*Supplied information:*
--- START ---

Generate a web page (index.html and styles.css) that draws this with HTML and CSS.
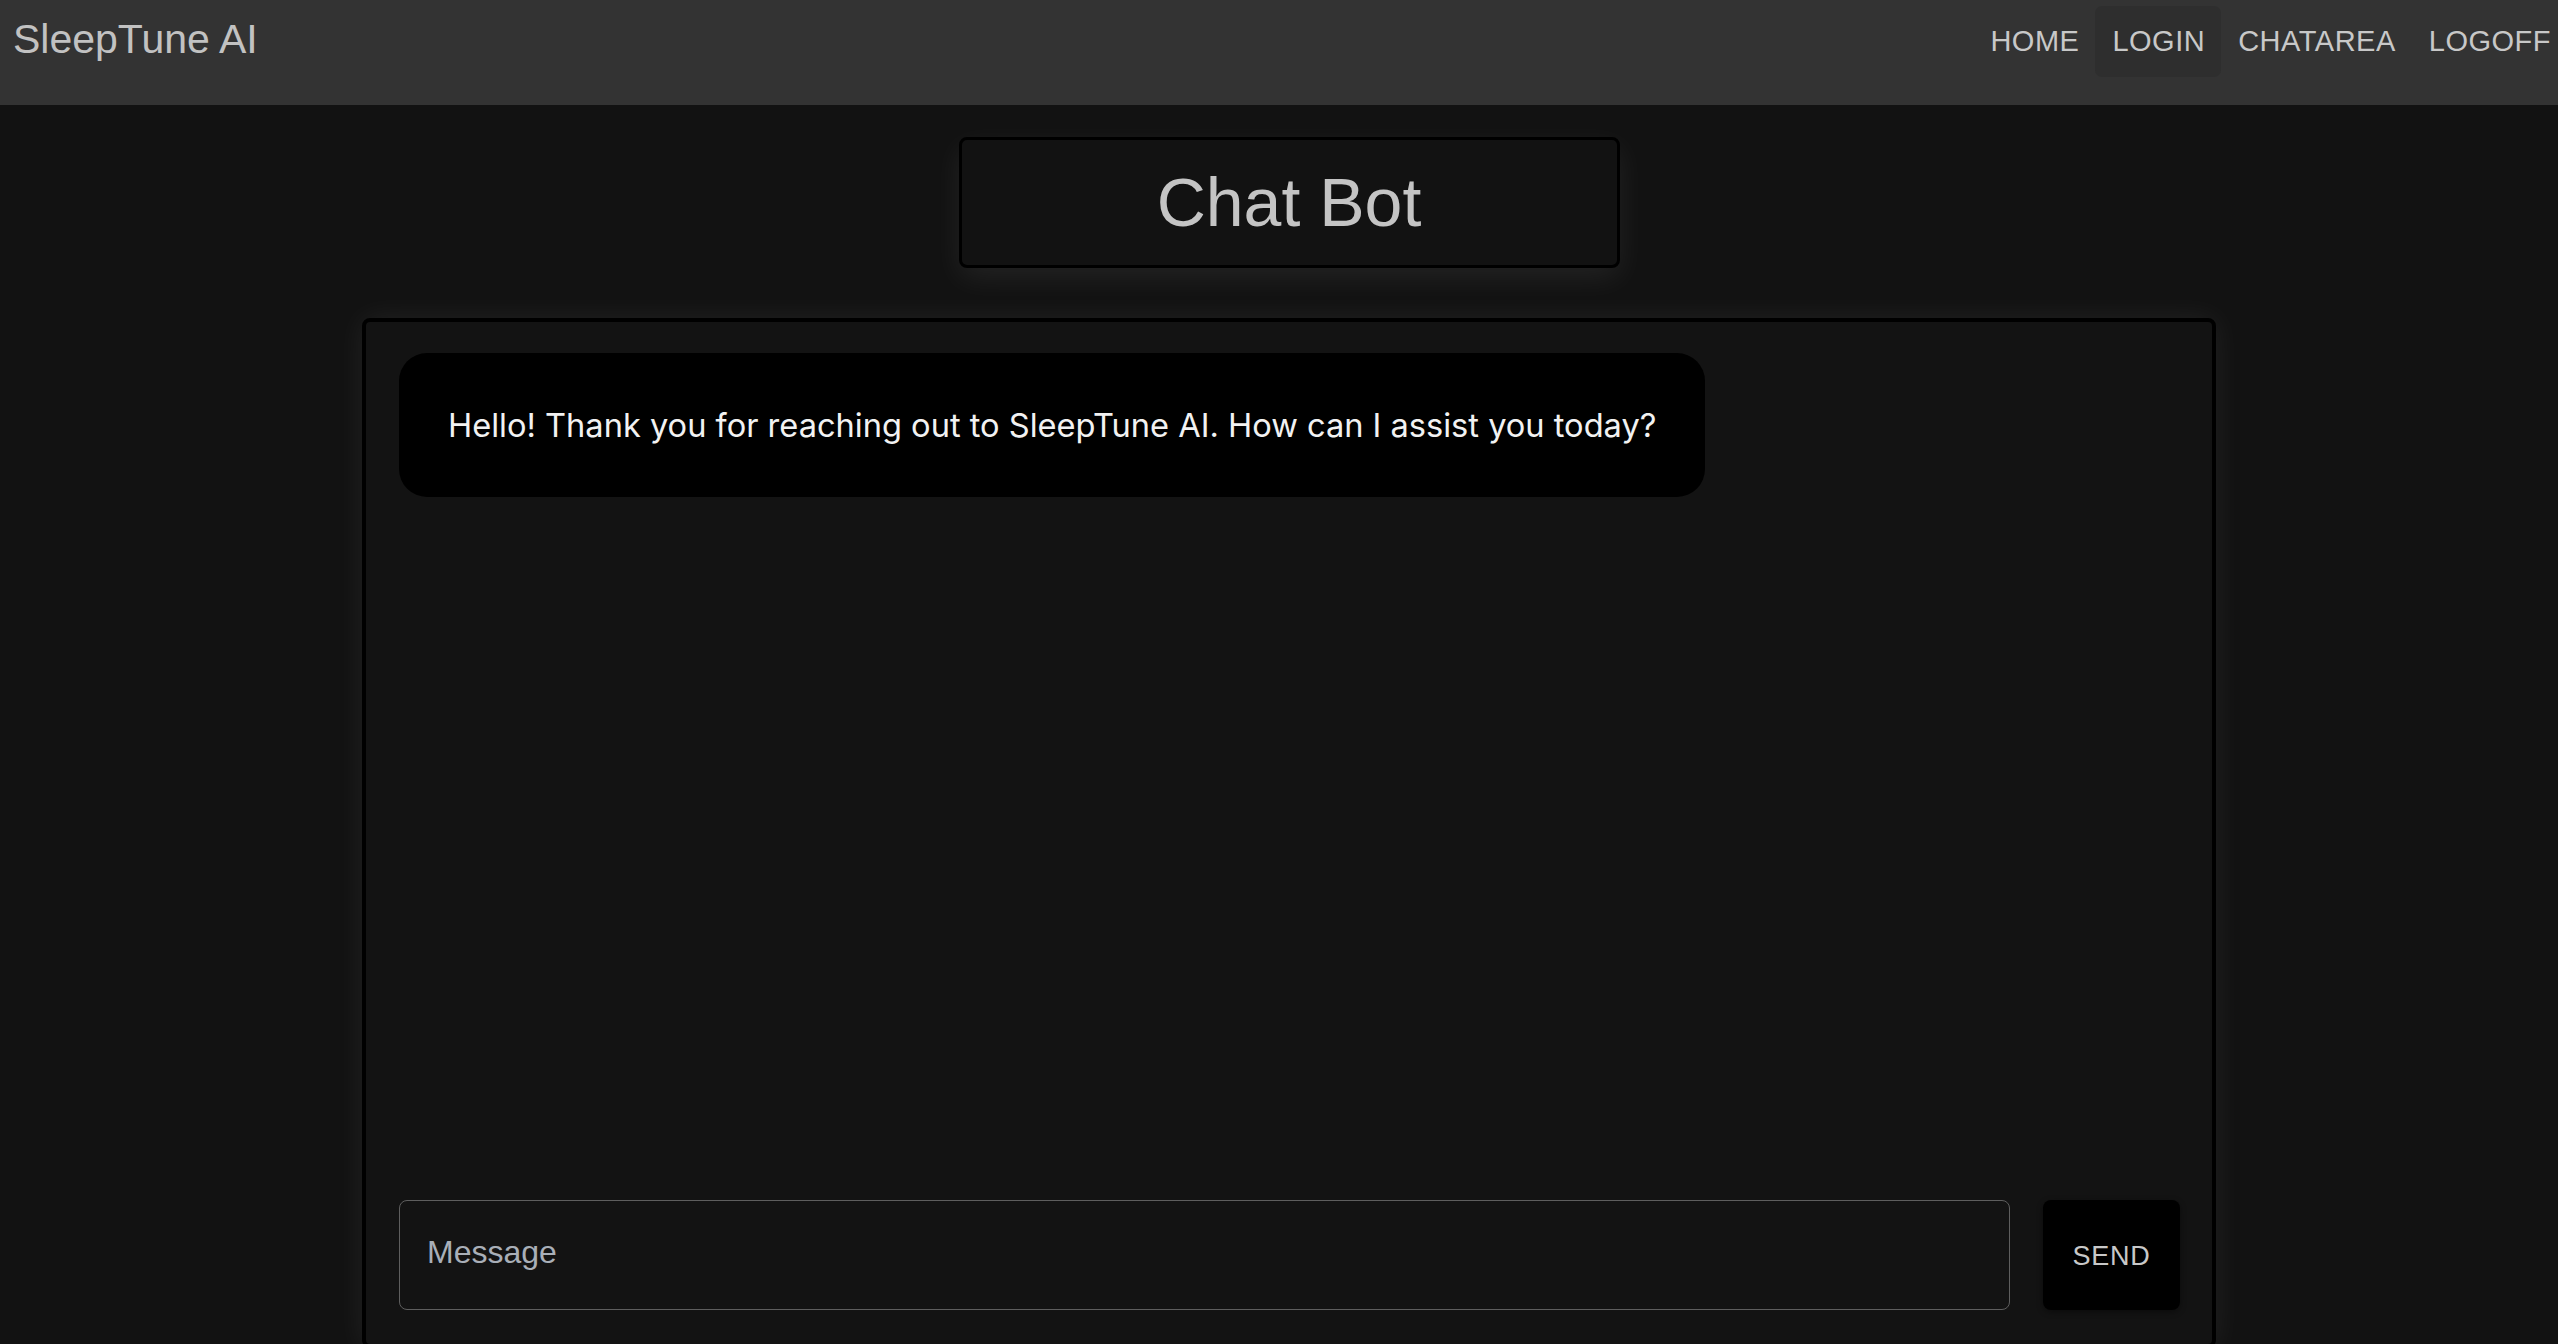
FILE: index.html
```html
<!DOCTYPE html>
<html lang="en">
<head>
<meta charset="utf-8">
<title>SleepTune AI</title>
<link rel="stylesheet" href="styles.css">
</head>
<body>
<header class="appbar">
  <div class="brand">SleepTune AI</div>
  <nav class="nav">
    <a class="nav-btn">HOME</a>
    <a class="nav-btn active">LOGIN</a>
    <a class="nav-btn">CHATAREA</a>
    <a class="nav-btn">LOGOFF</a>
  </nav>
</header>
<main class="main">
  <div class="title-box">Chat Bot</div>
  <section class="chat">
    <div class="messages">
      <div class="bubble">Hello! Thank you for reaching out to SleepTune AI. How can I assist you today?</div>
    </div>
    <div class="composer">
      <input class="input" type="text" placeholder="Message">
      <button class="send">SEND</button>
    </div>
  </section>
</main>
</body>
</html>
```
FILE: styles.css
```css
html, body {
  margin: 0;
  padding: 0;
}
body {
  background: #121212;
  height: 100vh;
  overflow: hidden;
  font-family: "Liberation Sans", Arial, sans-serif;
}
.appbar {
  height: 105px;
  box-sizing: border-box;
  background: #333333;
  display: flex;
  justify-content: space-between;
  align-items: flex-start;
  padding: 6px 0 0 13px;
  overflow: hidden;
}
.brand {
  font-size: 41px;
  line-height: 67px;
  color: #c2c2c2;
}
.nav {
  display: flex;
  margin-right: -9px;
}
.nav-btn {
  height: 71px;
  padding: 0 16px 0 17px;
  display: flex;
  align-items: center;
  font-size: 29px;
  letter-spacing: 0.5px;
  color: #c8c8c8;
  border-radius: 7px;
}
.nav-btn.active {
  background: #2e2e2e;
}
.main {
  padding-left: 20px;
  display: flex;
  flex-direction: column;
  align-items: center;
}
.title-box {
  margin-top: 32px;
  width: 661px;
  height: 131px;
  box-sizing: border-box;
  border: 3px solid #000;
  border-radius: 8px;
  background: #121212;
  box-shadow: 0 10px 30px rgba(255, 255, 255, 0.07);
  display: flex;
  align-items: center;
  justify-content: center;
  padding-bottom: 2px;
  font-size: 68px;
  color: #c4c4c4;
}
.chat {
  margin-top: 50px;
  width: 1854px;
  height: 1030px;
  box-sizing: border-box;
  border: 4px solid #000;
  border-radius: 8px;
  background: #131313;
  box-shadow: 0 0 30px rgba(255, 255, 255, 0.07);
  padding: 31px 32px 34px 33px;
  display: flex;
  flex-direction: column;
}
.messages {
  flex: 1;
  display: flex;
  flex-direction: column;
  align-items: flex-start;
}
.bubble {
  background: #000;
  color: #f2f2f2;
  border-radius: 28px;
  padding: 48px 49px;
  line-height: 48px;
  font-family: Inter, "Noto Sans", sans-serif;
  font-size: 32.6px;
}
.composer {
  display: flex;
  gap: 33px;
  height: 110px;
}
.input {
  flex: 1;
  box-sizing: border-box;
  height: 110px;
  background: transparent;
  border: 1.5px solid #5e5e5e;
  border-radius: 8px;
  padding: 0 0 6px 27px;
  font-family: "Liberation Sans", Arial, sans-serif;
  font-size: 32px;
  color: #e0e0e0;
  outline: none;
}
.input::placeholder {
  color: #a9afb8;
}
.send {
  width: 137px;
  height: 110px;
  background: #000;
  border: none;
  border-radius: 8px;
  padding-top: 3px;
  color: #c8c8c8;
  font-family: "Liberation Sans", Arial, sans-serif;
  font-size: 27px;
  letter-spacing: 0.8px;
  box-shadow: 0 2px 6px rgba(0, 0, 0, 0.4);
}
```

--- END ---

*What you need to do:* Repeat the listing in full and exactly. Do not include any images.

*Task solution:*
Generate a web page (index.html and styles.css) that draws this with HTML and CSS.
FILE: index.html
```html
<!DOCTYPE html>
<html lang="en">
<head>
<meta charset="utf-8">
<title>SleepTune AI</title>
<link rel="stylesheet" href="styles.css">
</head>
<body>
<header class="appbar">
  <div class="brand">SleepTune AI</div>
  <nav class="nav">
    <a class="nav-btn">HOME</a>
    <a class="nav-btn active">LOGIN</a>
    <a class="nav-btn">CHATAREA</a>
    <a class="nav-btn">LOGOFF</a>
  </nav>
</header>
<main class="main">
  <div class="title-box">Chat Bot</div>
  <section class="chat">
    <div class="messages">
      <div class="bubble">Hello! Thank you for reaching out to SleepTune AI. How can I assist you today?</div>
    </div>
    <div class="composer">
      <input class="input" type="text" placeholder="Message">
      <button class="send">SEND</button>
    </div>
  </section>
</main>
</body>
</html>
```
FILE: styles.css
```css
html, body {
  margin: 0;
  padding: 0;
}
body {
  background: #121212;
  height: 100vh;
  overflow: hidden;
  font-family: "Liberation Sans", Arial, sans-serif;
}
.appbar {
  height: 105px;
  box-sizing: border-box;
  background: #333333;
  display: flex;
  justify-content: space-between;
  align-items: flex-start;
  padding: 6px 0 0 13px;
  overflow: hidden;
}
.brand {
  font-size: 41px;
  line-height: 67px;
  color: #c2c2c2;
}
.nav {
  display: flex;
  margin-right: -9px;
}
.nav-btn {
  height: 71px;
  padding: 0 16px 0 17px;
  display: flex;
  align-items: center;
  font-size: 29px;
  letter-spacing: 0.5px;
  color: #c8c8c8;
  border-radius: 7px;
}
.nav-btn.active {
  background: #2e2e2e;
}
.main {
  padding-left: 20px;
  display: flex;
  flex-direction: column;
  align-items: center;
}
.title-box {
  margin-top: 32px;
  width: 661px;
  height: 131px;
  box-sizing: border-box;
  border: 3px solid #000;
  border-radius: 8px;
  background: #121212;
  box-shadow: 0 10px 30px rgba(255, 255, 255, 0.07);
  display: flex;
  align-items: center;
  justify-content: center;
  padding-bottom: 2px;
  font-size: 68px;
  color: #c4c4c4;
}
.chat {
  margin-top: 50px;
  width: 1854px;
  height: 1030px;
  box-sizing: border-box;
  border: 4px solid #000;
  border-radius: 8px;
  background: #131313;
  box-shadow: 0 0 30px rgba(255, 255, 255, 0.07);
  padding: 31px 32px 34px 33px;
  display: flex;
  flex-direction: column;
}
.messages {
  flex: 1;
  display: flex;
  flex-direction: column;
  align-items: flex-start;
}
.bubble {
  background: #000;
  color: #f2f2f2;
  border-radius: 28px;
  padding: 48px 49px;
  line-height: 48px;
  font-family: Inter, "Noto Sans", sans-serif;
  font-size: 32.6px;
}
.composer {
  display: flex;
  gap: 33px;
  height: 110px;
}
.input {
  flex: 1;
  box-sizing: border-box;
  height: 110px;
  background: transparent;
  border: 1.5px solid #5e5e5e;
  border-radius: 8px;
  padding: 0 0 6px 27px;
  font-family: "Liberation Sans", Arial, sans-serif;
  font-size: 32px;
  color: #e0e0e0;
  outline: none;
}
.input::placeholder {
  color: #a9afb8;
}
.send {
  width: 137px;
  height: 110px;
  background: #000;
  border: none;
  border-radius: 8px;
  padding-top: 3px;
  color: #c8c8c8;
  font-family: "Liberation Sans", Arial, sans-serif;
  font-size: 27px;
  letter-spacing: 0.8px;
  box-shadow: 0 2px 6px rgba(0, 0, 0, 0.4);
}
```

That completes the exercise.